If you’re a relative newcomer to the energy industry, the subject of natural gas storage might make your eyes glaze over — the sector is often treated as a backwater by traders and investors focused on liquid hydrocarbons. But it wasn’t always so. In the decades leading up to the early 2000s, the U.S. gas market underwent a series of fundamental changes, each spurring the development of new storage capacity, first in the Northeast, then the Midwest, and finally along the Gulf Coast. Along the way, the primary use of storage — balancing seasonal swings in gas demand — remained consistent, but there was also a wild-and-woolly period in the mid-2000s that was rife with meme-stock-like trading frenzy. It’s hard to say for sure, but we may be on the verge of needing still more gas storage capacity. In today’s blog, we’ll discuss the history and nature of U.S. natural gas storage to give context on what the future might hold.

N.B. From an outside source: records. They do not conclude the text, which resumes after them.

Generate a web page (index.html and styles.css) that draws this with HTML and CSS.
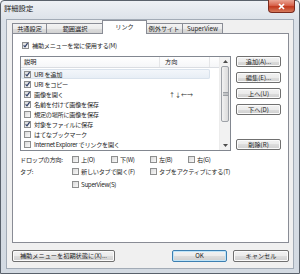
FILE: index.html
```html
<!DOCTYPE html>
<html lang="ja">
<head>
    <meta charset="UTF-8">
    <title>詳細設定</title>
    <link rel="stylesheet" href="styles.css">
</head>
<body>
    <div class="window">
        <div class="titlebar">
            <span class="title">詳細設定</span>
            <span class="close-btn">
                <svg width="9" height="7" viewBox="0 0 9 7"><path d="M2 1 L7 6 M7 1 L2 6" stroke="#fff" stroke-width="1.7"/></svg>
            </span>
        </div>
        <div class="client">
            <div class="tabs">
                <div class="tab t1">共通設定</div>
                <div class="tab t2">範囲選択</div>
                <div class="tab t3 active">リンク</div>
                <div class="tab t4">例外サイト</div>
                <div class="tab t5">SuperView</div>
            </div>
            <div class="panel">
                <div class="check always">
                    <span class="box on"><svg viewBox="0 0 5 5"><path d="M0.6 2.4 L2 3.9 L4.6 0.2"/></svg></span>補助メニューを常に使用する(M)
                </div>

                <div class="list-area">
                    <div class="listview">
                        <div class="lv-main">
                            <div class="lv-header">
                                <span class="hd-desc">説明</span>
                                <span class="hd-dir">方向</span>
                                <span class="hd-fill"></span>
                            </div>
                            <div class="lv-rows">
                                <div class="lv-row selected">
                                    <span class="box on"><svg viewBox="0 0 5 5"><path d="M0.6 2.4 L2 3.9 L4.6 0.2"/></svg></span>
                                    <span class="row-desc">URI を追加</span>
                                </div>
                                <div class="lv-row">
                                    <span class="box on"><svg viewBox="0 0 5 5"><path d="M0.6 2.4 L2 3.9 L4.6 0.2"/></svg></span>
                                    <span class="row-desc">URI をコピー</span>
                                </div>
                                <div class="lv-row">
                                    <span class="box on"><svg viewBox="0 0 5 5"><path d="M0.6 2.4 L2 3.9 L4.6 0.2"/></svg></span>
                                    <span class="row-desc">画像を開く</span>
                                    <span class="row-dir">↑↓←→</span>
                                </div>
                                <div class="lv-row">
                                    <span class="box on"><svg viewBox="0 0 5 5"><path d="M0.6 2.4 L2 3.9 L4.6 0.2"/></svg></span>
                                    <span class="row-desc">名前を付けて画像を保存</span>
                                </div>
                                <div class="lv-row">
                                    <span class="box"></span>
                                    <span class="row-desc">規定の場所に画像を保存</span>
                                </div>
                                <div class="lv-row">
                                    <span class="box on"><svg viewBox="0 0 5 5"><path d="M0.6 2.4 L2 3.9 L4.6 0.2"/></svg></span>
                                    <span class="row-desc">対象をファイルに保存</span>
                                </div>
                                <div class="lv-row">
                                    <span class="box"></span>
                                    <span class="row-desc">はてなブックマーク</span>
                                </div>
                                <div class="lv-row">
                                    <span class="box"></span>
                                    <span class="row-desc">Internet Explorer でリンクを開く</span>
                                </div>
                            </div>
                        </div>
                        <div class="scrollbar">
                            <div class="sb-arrow"><svg width="5" height="3" viewBox="0 0 5 3"><path d="M0 3 L2.5 0 L5 3 Z" fill="#4d4d4d"/></svg></div>
                            <div class="sb-thumb"><svg width="5" height="4" viewBox="0 0 5 4"><path d="M0 0.5 H5 M0 2 H5 M0 3.5 H5" stroke="#8a8f96" stroke-width="0.8"/></svg></div>
                            <div class="sb-track"></div>
                            <div class="sb-arrow"><svg width="5" height="3" viewBox="0 0 5 3"><path d="M0 0 L2.5 3 L5 0 Z" fill="#4d4d4d"/></svg></div>
                        </div>
                    </div>
                    <div class="side-buttons">
                        <button class="btn">追加(A)...</button>
                        <button class="btn">編集(E)...</button>
                        <button class="btn">上へ(U)</button>
                        <button class="btn">下へ(D)</button>
                        <button class="btn btn-del">削除(R)</button>
                    </div>
                </div>

                <!-- ドロップ方向とタブの設定 -->
                <div class="options">
                    <span class="opt-label">ドロップの方向:</span>
                    <div class="check"><span class="box"></span>上(O)</div>
                    <div class="check"><span class="box"></span>下(W)</div>
                    <div class="check"><span class="box"></span>左(B)</div>
                    <div class="check"><span class="box"></span>右(G)</div>

                    <span class="opt-label">タブ:</span>
                    <div class="check span2"><span class="box"></span>新しいタブで開く(F)</div>
                    <div class="check span2"><span class="box"></span>タブをアクティブにする(T)</div>

                    <span class="opt-label"></span>
                    <div class="check span4"><span class="box"></span>SuperView(S)</div>
                </div>
            </div>

            <div class="footer">
                <button class="btn btn-reset">補助メニューを初期状態に(X)...</button>
                <button class="btn btn-ok">OK</button>
                <button class="btn btn-cancel">キャンセル</button>
            </div>
        </div>
    </div>
</body>
</html>
```

FILE: styles.css
```css
body {
    margin: 0;
    font-family: "Noto Sans CJK JP", "Noto Sans", sans-serif;
    font-size: 6.2px;
    color: #1e1e1e;
    background: #fff;
}
.window {
    width: 300px;
    height: 274px;
    box-sizing: border-box;
    border: 1px solid #59616b;
    border-radius: 4px 4px 0 0;
    background: linear-gradient(#eef1f5, #dbe1e8 20px, #d3dae2);
}
.titlebar {
    display: flex;
    height: 18px;
}
.title {
    padding: 3px 0 0 3px;
    font-size: 7.3px;
    line-height: 9px;
}
.close-btn {
    margin-left: auto;
    margin-right: 4px;
    margin-top: -1px;
    width: 27px;
    height: 13px;
    box-sizing: border-box;
    border: 1px solid #7a2a1e;
    border-top: none;
    border-radius: 0 0 4px 4px;
    background: linear-gradient(#eaa493, #d8644d 45%, #c2391e 55%, #d67a5c);
    display: flex;
    align-items: center;
    justify-content: center;
}
.client {
    margin: 0 5px;
    height: 250px;
    box-sizing: border-box;
    border: 1px solid #a2abb6;
    background: #f0f0f0;
    padding: 0 4px 6px 5px;
}

/* タブ */
.tabs {
    display: flex;
    align-items: flex-end;
    height: 13px;
}
.tab {
    height: 10px;
    box-sizing: border-box;
    border: 1px solid #898c95;
    border-bottom: none;
    background: linear-gradient(#f3f3f3, #ebebeb 50%, #dedede 50%, #d2d2d2);
    text-align: center;
    line-height: 9px;
    white-space: nowrap;
}
.t1 { width: 35px; }
.t2 { width: 58px; margin-left: -1px; }
.t3 { width: 45px; margin-left: -2px; }
.t4 { width: 38px; margin-left: -2px; }
.t5 { width: 41px; margin-left: -1px; }
.tab.active {
    height: 14px;
    margin-bottom: -1px;
    background: #fff;
    position: relative;
    z-index: 1;
    line-height: 12px;
}
.panel {
    height: 210px;
    box-sizing: border-box;
    border: 1px solid #898c95;
    background: #fff;
    padding: 6px 0 0 7px;
}

/* チェックボックス */
.check {
    display: flex;
    align-items: center;
    height: 10px;
    white-space: nowrap;
    letter-spacing: -0.3px;
}
.box {
    width: 7px;
    height: 7px;
    box-sizing: border-box;
    border: 1px solid #8e8f8f;
    background: linear-gradient(135deg, #d9d9d9, #f9f9f9);
    margin-right: 3px;
    flex: none;
}
.box svg {
    display: block;
    width: 5px;
    height: 5px;
    overflow: visible;
}
.box svg path {
    fill: none;
    stroke: #2f3f66;
    stroke-width: 1.2;
}
.always {
    margin-left: 2px;
}

/* リスト */
.list-area {
    display: flex;
    margin-top: 6px;
}
.listview {
    width: 211px;
    height: 95px;
    box-sizing: border-box;
    border: 1px solid #828790;
    display: flex;
}
.lv-main {
    flex: 1;
}
.lv-header {
    display: flex;
    height: 11px;
    box-sizing: border-box;
    border-bottom: 1px solid #dadde2;
    background: linear-gradient(#fff, #f5f6f8);
    line-height: 10px;
}
.hd-desc {
    width: 139px;
    padding-left: 3px;
    box-sizing: border-box;
    border-right: 1px solid #e5e6e8;
}
.hd-dir {
    width: 50px;
    padding-left: 5px;
    box-sizing: border-box;
    border-right: 1px solid #e5e6e8;
}
.hd-fill {
    flex: 1;
}
.lv-rows {
    padding-top: 1px;
}
.lv-row {
    display: flex;
    align-items: center;
    width: 189px;
    height: 10px;
    white-space: nowrap;
    letter-spacing: -0.3px;
}
.lv-row .box {
    margin-left: 3px;
}
.lv-row.selected {
    background: linear-gradient(#f4f7fb, #e6edf5);
    box-shadow: inset 0 0 0 1px #d9e2ec;
    border-radius: 2px;
}
.row-desc {
    width: 135px;
}
.row-dir {
    letter-spacing: 0;
    font-size: 6px;
}
.scrollbar {
    width: 11px;
    display: flex;
    flex-direction: column;
    background: #f2f2f2;
    border-left: 1px solid #ececec;
    box-sizing: border-box;
}
.sb-arrow {
    height: 9px;
    display: flex;
    align-items: center;
    justify-content: center;
}
.sb-thumb {
    height: 56px;
    margin: 0 1px;
    box-sizing: border-box;
    border: 1px solid #9ea2a8;
    border-radius: 2px;
    background: linear-gradient(90deg, #f3f3f3, #e6e6e6 50%, #dcdcdc);
    display: flex;
    align-items: center;
    justify-content: center;
}
.sb-track {
    flex: 1;
}

/* ボタン */
.btn {
    box-sizing: border-box;
    height: 11px;
    padding: 0;
    border: 1px solid #707070;
    border-radius: 2px;
    background: linear-gradient(#f2f2f2, #ebebeb 50%, #dddddd 50%, #cfcfcf);
    font-family: inherit;
    font-size: 6.2px;
    line-height: 9px;
    color: #1e1e1e;
    box-shadow: inset 0 0 0 1px #fbfbfb;
    white-space: nowrap;
}
.side-buttons {
    display: flex;
    flex-direction: column;
    gap: 5px;
    margin-left: 5px;
    width: 45px;
    height: 94px;
}
.btn-del {
    margin-top: auto;
}

/* オプション */
.options {
    display: grid;
    grid-template-columns: 52px 39px 39px 38px 1fr;
    grid-auto-rows: 12.5px;
    align-items: center;
    margin-top: 2px;
    letter-spacing: -0.3px;
}
.options .box {
    margin-right: 2px;
}
.span2 {
    grid-column: span 2;
}
.span4 {
    grid-column: span 4;
}
.footer {
    display: flex;
    gap: 6px;
    margin-top: 7px;
}
.footer .btn {
    height: 12px;
    line-height: 10px;
}
.btn-reset {
    width: 103px;
}
.btn-ok {
    width: 55px;
    margin-left: auto;
    border-color: #3c7fb1;
    box-shadow: inset 0 0 0 1px #bfe4f8;
}
.btn-cancel {
    width: 56px;
}
```
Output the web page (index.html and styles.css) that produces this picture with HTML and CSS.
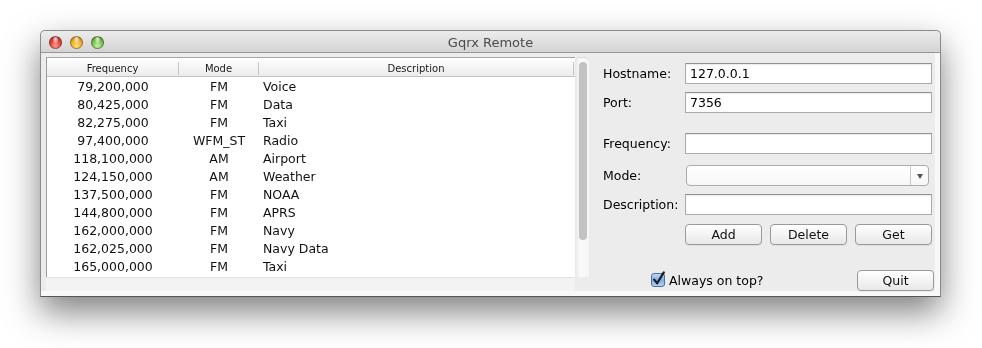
FILE: index.html
```html
<!DOCTYPE html>
<html lang="en">

<head>
    <meta charset="UTF-8">
    <title>Gqrx Remote</title>
    <link rel="stylesheet" href="styles.css">
</head>

<body>
    <div class="window">
        <!-- Title bar -->
        <div class="titlebar">
            <div class="lights">
                <span class="light red"></span>
                <span class="light yellow"></span>
                <span class="light green"></span>
            </div>
            <div class="title">Gqrx Remote</div>
            <div></div>
        </div>

        <div class="content">
            <!-- Frequency list -->
            <div class="list">
                <div class="list-main">
                    <div class="table">
                        <div class="thead">
                            <div class="th col-freq">Frequency</div>
                            <div class="th col-mode">Mode</div>
                            <div class="th col-desc">Description</div>
                        </div>
                        <div class="row"><div class="col-freq">79,200,000</div><div class="col-mode">FM</div><div class="col-desc">Voice</div></div>
                        <div class="row"><div class="col-freq">80,425,000</div><div class="col-mode">FM</div><div class="col-desc">Data</div></div>
                        <div class="row"><div class="col-freq">82,275,000</div><div class="col-mode">FM</div><div class="col-desc">Taxi</div></div>
                        <div class="row"><div class="col-freq">97,400,000</div><div class="col-mode">WFM_ST</div><div class="col-desc">Radio</div></div>
                        <div class="row"><div class="col-freq">118,100,000</div><div class="col-mode">AM</div><div class="col-desc">Airport</div></div>
                        <div class="row"><div class="col-freq">124,150,000</div><div class="col-mode">AM</div><div class="col-desc">Weather</div></div>
                        <div class="row"><div class="col-freq">137,500,000</div><div class="col-mode">FM</div><div class="col-desc">NOAA</div></div>
                        <div class="row"><div class="col-freq">144,800,000</div><div class="col-mode">FM</div><div class="col-desc">APRS</div></div>
                        <div class="row"><div class="col-freq">162,000,000</div><div class="col-mode">FM</div><div class="col-desc">Navy</div></div>
                        <div class="row"><div class="col-freq">162,025,000</div><div class="col-mode">FM</div><div class="col-desc">Navy Data</div></div>
                        <div class="row"><div class="col-freq">165,000,000</div><div class="col-mode">FM</div><div class="col-desc">Taxi</div></div>
                    </div>
                    <div class="vscroll"><div class="thumb"></div></div>
                </div>
                <div class="hscroll"></div>
            </div>

            <!-- Controls -->
            <div class="form">
                <div class="field">
                    <label>Hostname:</label>
                    <input class="text-input" type="text" value="127.0.0.1">
                </div>
                <div class="field field-gap">
                    <label>Port:</label>
                    <input class="text-input" type="text" value="7356">
                </div>
                <div class="field field-freq">
                    <label>Frequency:</label>
                    <input class="text-input" type="text" value="">
                </div>
                <div class="field">
                    <label>Mode:</label>
                    <div class="combo">
                        <div class="combo-value"></div>
                        <div class="combo-arrow"><span class="triangle"></span></div>
                    </div>
                </div>
                <div class="field field-desc">
                    <label>Description:</label>
                    <input class="text-input" type="text" value="">
                </div>
                <div class="buttons">
                    <button>Add</button>
                    <button>Delete</button>
                    <button>Get</button>
                </div>
                <div class="bottom-row">
                    <label class="check">
                        <svg width="16" height="17" viewBox="0 0 16 17">
                            <defs>
                                <linearGradient id="cb" x1="0" y1="0" x2="0" y2="1">
                                    <stop offset="0" stop-color="#c4dcf5"/>
                                    <stop offset="0.5" stop-color="#7eaee4"/>
                                    <stop offset="1" stop-color="#b3d3f4"/>
                                </linearGradient>
                            </defs>
                            <rect x="0.5" y="2.5" width="13" height="13" rx="2.5" fill="url(#cb)" stroke="#4c6f9f"/>
                            <path d="M3.2 8.6 L6.2 12.3 L12.8 1.4" fill="none" stroke="#1c1c1c" stroke-width="2.2" stroke-linecap="round" stroke-linejoin="round"/>
                        </svg>
                        <span>Always on top?</span>
                    </label>
                    <button class="quit">Quit</button>
                </div>
            </div>
        </div>
    </div>
</body>

</html>
```

FILE: styles.css
```css
/* Page */
html {
    background: #FFFFFF;
}

body {
    box-sizing: border-box;
    min-height: 348px;
    margin: 0;
    padding: 30px 0 0 40px;
    font-family: "DejaVu Sans", sans-serif;
    color: #000000;
}

/* Window frame */
.window {
    width: 899px;
    height: 265px;
    border: 1px solid #8A8A8A;
    border-bottom-color: #555555;
    border-radius: 5px 5px 0 0;
    filter: drop-shadow(0 15px 17px rgba(0, 0, 0, 0.5));
    display: flex;
    flex-direction: column;
}

.titlebar {
    flex-shrink: 0;
    height: 21px;
    border-bottom: 1px solid #979797;
    border-radius: 5px 5px 0 0;
    background: linear-gradient(#ECECEC, #D4D4D4);
    display: grid;
    grid-template-columns: 1fr auto 1fr;
    align-items: center;
}

.lights {
    display: flex;
    gap: 8px;
    padding: 2px 0 0 8px;
}

.light {
    width: 13px;
    height: 13px;
    border-radius: 50%;
    box-sizing: border-box;
    border: 1px solid rgba(0, 0, 0, 0.35);
}

.red {
    background:
        radial-gradient(ellipse at 50% 22%, rgba(255, 255, 255, 0.85) 0, rgba(255, 255, 255, 0) 40%),
        radial-gradient(circle at 50% 80%, #FF9A8F 0, #E2453D 50%, #B02620 100%);
}

.yellow {
    background:
        radial-gradient(ellipse at 50% 22%, rgba(255, 255, 255, 0.85) 0, rgba(255, 255, 255, 0) 40%),
        radial-gradient(circle at 50% 80%, #FFE27A 0, #F2AE28 50%, #BF7F0C 100%);
}

.green {
    background:
        radial-gradient(ellipse at 50% 22%, rgba(255, 255, 255, 0.85) 0, rgba(255, 255, 255, 0) 40%),
        radial-gradient(circle at 50% 80%, #C8F2A2 0, #7CC04E 50%, #47892A 100%);
}

.title {
    font-size: 13px;
    color: #4A4A4A;
    padding-top: 2px;
}

/* Content area */
.content {
    flex: 1;
    min-height: 0;
    display: flex;
    background: #ECECEC;
    border-right: 5px solid #F8F8F8;
    border-bottom: 5px solid #F8F8F8;
    padding: 4px 0 0 5px;
}

.list {
    width: 543px;
    display: flex;
    flex-direction: column;
}

.list-main {
    height: 220px;
    display: flex;
}

.table {
    width: 528px;
    border-left: 1px solid #9C9C9C;
    border-top: 1px solid #A6A6A6;
    background: #FFFFFF;
    font-size: 12.5px;
    color: #111111;
}

.thead {
    height: 18px;
    border-bottom: 1px solid #C2C2C2;
    background: linear-gradient(#FFFFFF, #ECECEC);
    display: flex;
}

.th {
    box-sizing: border-box;
    height: 13px;
    margin-top: 4px;
    border-right: 1px solid #C4C4C4;
    font-size: 10px;
    line-height: 13px;
    color: #1A1A1A;
    text-align: center !important;
    padding-left: 0 !important;
}

.row {
    display: flex;
    box-sizing: border-box;
    height: 18px;
    padding-top: 1px;
    line-height: 18px;
}

.col-freq {
    box-sizing: border-box;
    width: 132px;
    text-align: center;
}

.col-mode {
    box-sizing: border-box;
    width: 80px;
    text-align: center;
}

.col-desc {
    box-sizing: border-box;
    width: 315px;
    padding-left: 4px;
}

.vscroll {
    width: 14px;
    border-top: 1px solid #D8D8D8;
    border-radius: 5px 5px 0 0;
    background: linear-gradient(to right, #E6E6E6, #FAFAFA 35%, #F6F6F6);
}

.thumb {
    width: 8px;
    height: 178px;
    margin: 4px 0 0 4px;
    border-radius: 4px;
    background: #C2C2C2;
}

.hscroll {
    width: 529px;
    height: 13px;
    border-top: 1px solid #E2E2E2;
    background: #F3F3F3;
}

/* Controls panel */
.form {
    flex: 1;
    padding: 6px 3px 0 14px;
    display: flex;
    flex-direction: column;
    font-size: 12.5px;
}

.field {
    display: flex;
    align-items: center;
    height: 21px;
    margin-bottom: 8px;
}

.field-gap {
    margin-bottom: 20px;
}

.field-freq {
    margin-bottom: 11px;
}

.field-desc {
    margin-bottom: 9px;
}

.field label {
    width: 82px;
}

.text-input {
    box-sizing: border-box;
    width: 247px;
    height: 21px;
    margin: 0;
    padding: 0 4px;
    border: 1px solid #ABABAB;
    border-top-color: #929292;
    border-radius: 0;
    background: #FFFFFF;
    box-shadow: inset 0 1px 1px rgba(0, 0, 0, 0.08);
    font-family: "DejaVu Sans", sans-serif;
    font-size: 12.5px;
    color: #000000;
    outline: none;
}

.combo {
    box-sizing: border-box;
    width: 243px;
    height: 21px;
    margin-left: 1px;
    border: 1px solid #ABABAB;
    border-radius: 4px;
    background: linear-gradient(#FFFFFF, #F7F7F7);
    display: flex;
}

.combo-value {
    flex: 1;
}

.combo-arrow {
    width: 17px;
    border-left: 1px solid #C9C9C9;
    display: flex;
    align-items: center;
    justify-content: center;
}

.triangle {
    width: 0;
    height: 0;
    border-left: 3.5px solid transparent;
    border-right: 3.5px solid transparent;
    border-top: 5px solid #555555;
    margin-top: 1px;
}

.buttons {
    display: flex;
    gap: 8px;
    margin-left: 82px;
}

button {
    box-sizing: border-box;
    width: 77px;
    height: 21px;
    padding: 0;
    border: 1px solid #9A9A9A;
    border-radius: 4px;
    background: linear-gradient(#FFFFFF, #F3F3F3 50%, #E8E8E8);
    box-shadow: 0 1px 0 rgba(0, 0, 0, 0.06);
    font-family: "DejaVu Sans", sans-serif;
    font-size: 12.5px;
    color: #111111;
}

.bottom-row {
    display: flex;
    align-items: center;
    margin-top: 25px;
    margin-right: -2px;
}

.check {
    display: flex;
    align-items: center;
    gap: 2px;
    margin-left: 48px;
}

.check svg {
    margin-top: -3px;
}

.quit {
    margin-left: auto;
}
```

It may come as a surprise that the origins of natural gas storage in North America began not in the U.S., but in Canada. It was in 1915 that a depleted natural gas well in Ontario was reconditioned into a gas storage facility. But as much as we love poutine and maple syrup, we’ll save our blog on Canadian storage for another day. Today we are focused on U.S. storage. After proof of concept in Ontario, the depleted Zoar gas field in New York was repurposed to help meet the wintertime gas needs of nearby Buffalo in 1916. The Zoar field is now the oldest operating underground gas storage facility in the world, and a testament to the durability of these operations.

Following the lead of the Zoar field, depleted wells were the first and most prominent form of natural gas storage and, even today, repurposing inactive or uneconomic gas wells continues to be the most popular option, accounting for over 80% of the gas storage sites in the U.S. This is a go-to approach for good reason: this type of “container” has a proven record of holding gas for millions of years, so why can’t it be used to receive and store gas for another century or two? Further, these sites generally have remaining pipelines and infrastructure surrounding from their producing days that can be used to help move gas in and out. Other benefits are that the remaining uneconomic producible natural gas in the well can serve as part of the base or “cushion” gas, and that if all the inventory isn’t used by spring the gas can stay in the reservoir — that’s not the case with another storage-facility type, as we’ll get to in a moment.